**EXERCISE REQUIREMENTS**. Please set down all the lines beneath this one exactly, without the pictures.

**DATA EXTRACT**.
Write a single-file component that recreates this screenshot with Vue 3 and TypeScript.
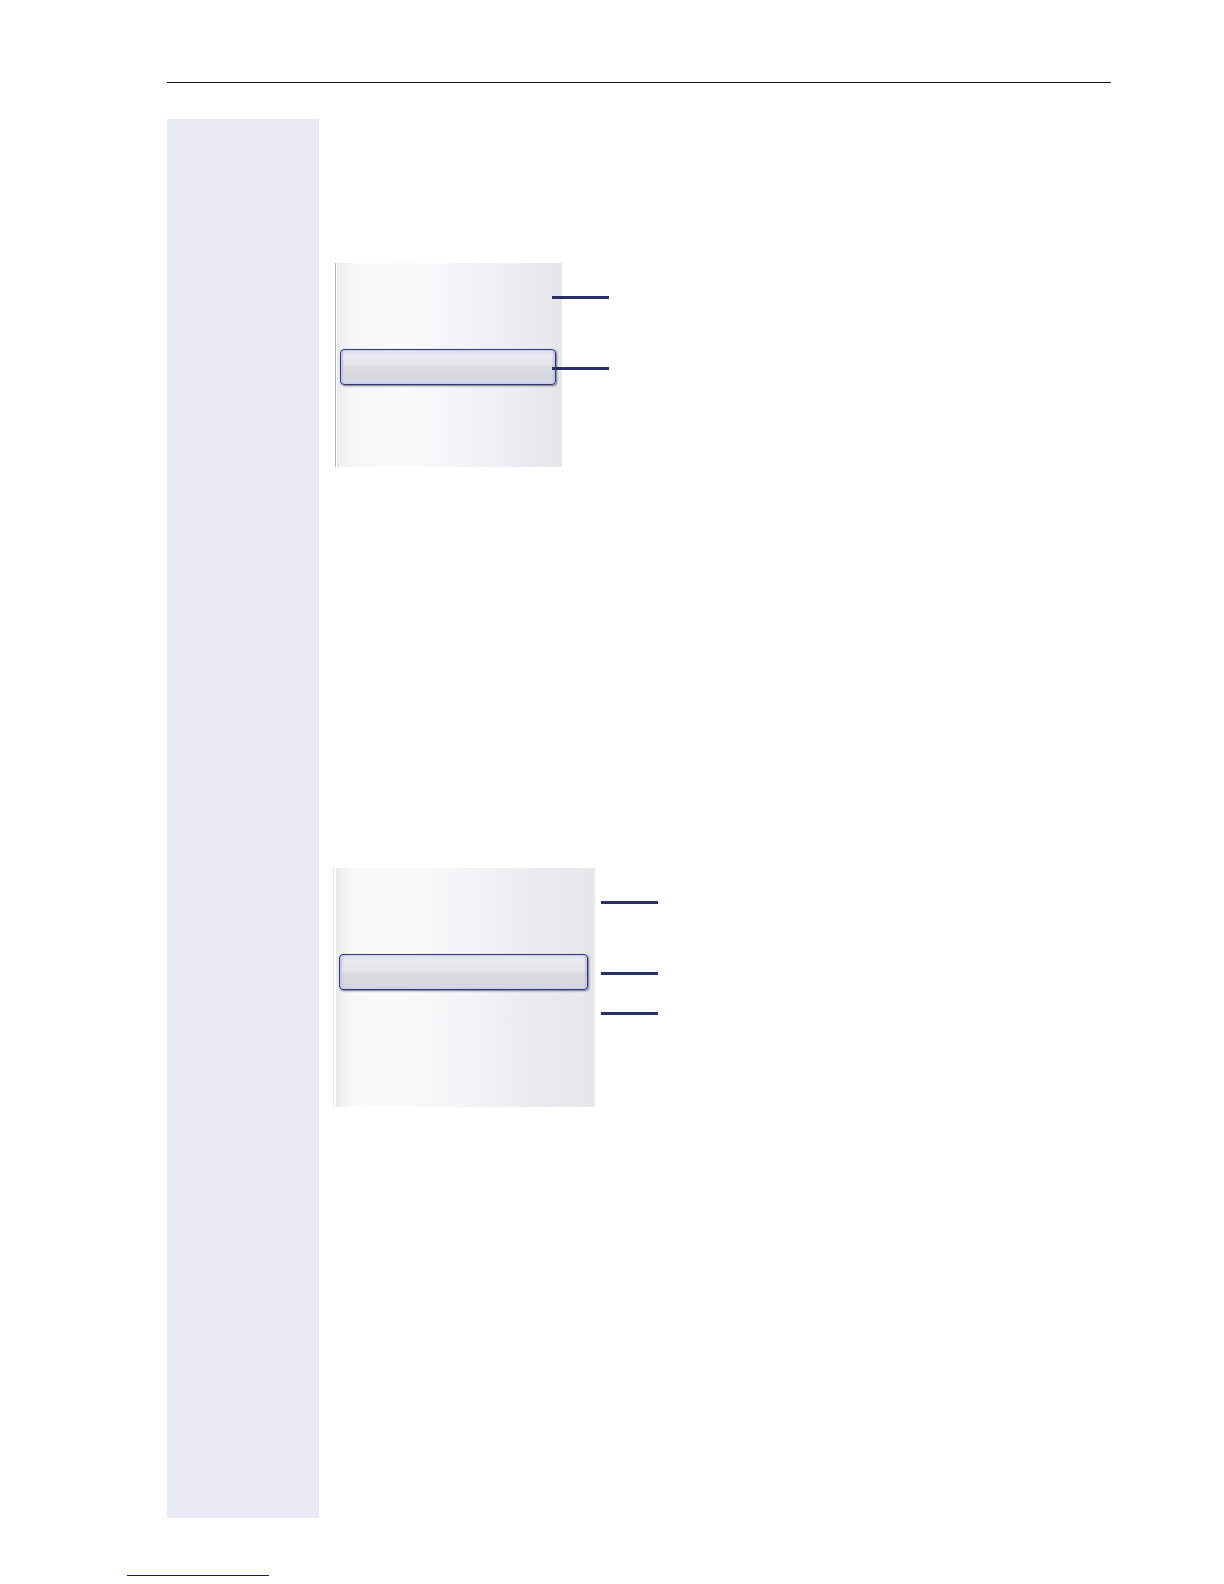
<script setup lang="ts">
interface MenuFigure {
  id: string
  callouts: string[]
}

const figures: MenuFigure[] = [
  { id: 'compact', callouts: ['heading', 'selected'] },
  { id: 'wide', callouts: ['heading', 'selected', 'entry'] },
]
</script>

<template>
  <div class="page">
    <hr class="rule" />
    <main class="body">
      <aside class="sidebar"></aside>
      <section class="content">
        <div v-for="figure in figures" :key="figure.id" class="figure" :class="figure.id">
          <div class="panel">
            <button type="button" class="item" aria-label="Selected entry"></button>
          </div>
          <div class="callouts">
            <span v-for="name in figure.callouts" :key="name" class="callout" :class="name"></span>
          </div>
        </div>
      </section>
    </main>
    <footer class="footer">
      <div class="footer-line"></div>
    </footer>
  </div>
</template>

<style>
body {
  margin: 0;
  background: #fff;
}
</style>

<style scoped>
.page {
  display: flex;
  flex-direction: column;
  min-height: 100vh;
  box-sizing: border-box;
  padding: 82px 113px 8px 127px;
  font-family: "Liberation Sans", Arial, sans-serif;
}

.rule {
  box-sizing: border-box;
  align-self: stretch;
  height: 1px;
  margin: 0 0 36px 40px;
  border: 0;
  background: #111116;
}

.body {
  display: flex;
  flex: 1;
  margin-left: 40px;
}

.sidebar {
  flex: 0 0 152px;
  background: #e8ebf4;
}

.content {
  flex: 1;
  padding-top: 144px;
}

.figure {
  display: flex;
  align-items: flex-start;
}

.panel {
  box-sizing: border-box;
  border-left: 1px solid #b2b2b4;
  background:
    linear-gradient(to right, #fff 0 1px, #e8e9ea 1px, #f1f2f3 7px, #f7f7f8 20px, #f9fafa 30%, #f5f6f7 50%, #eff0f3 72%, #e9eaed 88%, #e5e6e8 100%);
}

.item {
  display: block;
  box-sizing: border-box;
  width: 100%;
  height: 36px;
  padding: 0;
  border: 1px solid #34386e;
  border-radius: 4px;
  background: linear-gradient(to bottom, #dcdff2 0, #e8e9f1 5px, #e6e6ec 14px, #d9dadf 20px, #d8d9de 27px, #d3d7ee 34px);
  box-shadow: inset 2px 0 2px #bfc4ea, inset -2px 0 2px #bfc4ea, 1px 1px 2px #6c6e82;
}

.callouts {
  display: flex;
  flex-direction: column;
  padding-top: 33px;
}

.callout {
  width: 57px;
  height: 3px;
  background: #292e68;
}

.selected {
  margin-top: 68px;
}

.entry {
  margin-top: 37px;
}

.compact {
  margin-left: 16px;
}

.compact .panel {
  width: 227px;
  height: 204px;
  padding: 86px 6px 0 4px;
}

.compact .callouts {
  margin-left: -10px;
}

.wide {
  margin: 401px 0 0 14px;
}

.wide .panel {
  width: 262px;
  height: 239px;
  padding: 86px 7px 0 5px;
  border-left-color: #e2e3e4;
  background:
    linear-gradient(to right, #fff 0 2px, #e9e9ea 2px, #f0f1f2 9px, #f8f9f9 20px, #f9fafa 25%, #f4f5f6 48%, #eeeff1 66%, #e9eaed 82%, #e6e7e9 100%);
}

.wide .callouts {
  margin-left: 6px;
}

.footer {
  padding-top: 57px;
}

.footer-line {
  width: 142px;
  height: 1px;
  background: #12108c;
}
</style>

**PROBLEM SOLUTION**.
Write a single-file component that recreates this screenshot with Vue 3 and TypeScript.
<script setup lang="ts">
interface MenuFigure {
  id: string
  callouts: string[]
}

const figures: MenuFigure[] = [
  { id: 'compact', callouts: ['heading', 'selected'] },
  { id: 'wide', callouts: ['heading', 'selected', 'entry'] },
]
</script>

<template>
  <div class="page">
    <hr class="rule" />
    <main class="body">
      <aside class="sidebar"></aside>
      <section class="content">
        <div v-for="figure in figures" :key="figure.id" class="figure" :class="figure.id">
          <div class="panel">
            <button type="button" class="item" aria-label="Selected entry"></button>
          </div>
          <div class="callouts">
            <span v-for="name in figure.callouts" :key="name" class="callout" :class="name"></span>
          </div>
        </div>
      </section>
    </main>
    <footer class="footer">
      <div class="footer-line"></div>
    </footer>
  </div>
</template>

<style>
body {
  margin: 0;
  background: #fff;
}
</style>

<style scoped>
.page {
  display: flex;
  flex-direction: column;
  min-height: 100vh;
  box-sizing: border-box;
  padding: 82px 113px 8px 127px;
  font-family: "Liberation Sans", Arial, sans-serif;
}

.rule {
  box-sizing: border-box;
  align-self: stretch;
  height: 1px;
  margin: 0 0 36px 40px;
  border: 0;
  background: #111116;
}

.body {
  display: flex;
  flex: 1;
  margin-left: 40px;
}

.sidebar {
  flex: 0 0 152px;
  background: #e8ebf4;
}

.content {
  flex: 1;
  padding-top: 144px;
}

.figure {
  display: flex;
  align-items: flex-start;
}

.panel {
  box-sizing: border-box;
  border-left: 1px solid #b2b2b4;
  background:
    linear-gradient(to right, #fff 0 1px, #e8e9ea 1px, #f1f2f3 7px, #f7f7f8 20px, #f9fafa 30%, #f5f6f7 50%, #eff0f3 72%, #e9eaed 88%, #e5e6e8 100%);
}

.item {
  display: block;
  box-sizing: border-box;
  width: 100%;
  height: 36px;
  padding: 0;
  border: 1px solid #34386e;
  border-radius: 4px;
  background: linear-gradient(to bottom, #dcdff2 0, #e8e9f1 5px, #e6e6ec 14px, #d9dadf 20px, #d8d9de 27px, #d3d7ee 34px);
  box-shadow: inset 2px 0 2px #bfc4ea, inset -2px 0 2px #bfc4ea, 1px 1px 2px #6c6e82;
}

.callouts {
  display: flex;
  flex-direction: column;
  padding-top: 33px;
}

.callout {
  width: 57px;
  height: 3px;
  background: #292e68;
}

.selected {
  margin-top: 68px;
}

.entry {
  margin-top: 37px;
}

.compact {
  margin-left: 16px;
}

.compact .panel {
  width: 227px;
  height: 204px;
  padding: 86px 6px 0 4px;
}

.compact .callouts {
  margin-left: -10px;
}

.wide {
  margin: 401px 0 0 14px;
}

.wide .panel {
  width: 262px;
  height: 239px;
  padding: 86px 7px 0 5px;
  border-left-color: #e2e3e4;
  background:
    linear-gradient(to right, #fff 0 2px, #e9e9ea 2px, #f0f1f2 9px, #f8f9f9 20px, #f9fafa 25%, #f4f5f6 48%, #eeeff1 66%, #e9eaed 82%, #e6e7e9 100%);
}

.wide .callouts {
  margin-left: 6px;
}

.footer {
  padding-top: 57px;
}

.footer-line {
  width: 142px;
  height: 1px;
  background: #12108c;
}
</style>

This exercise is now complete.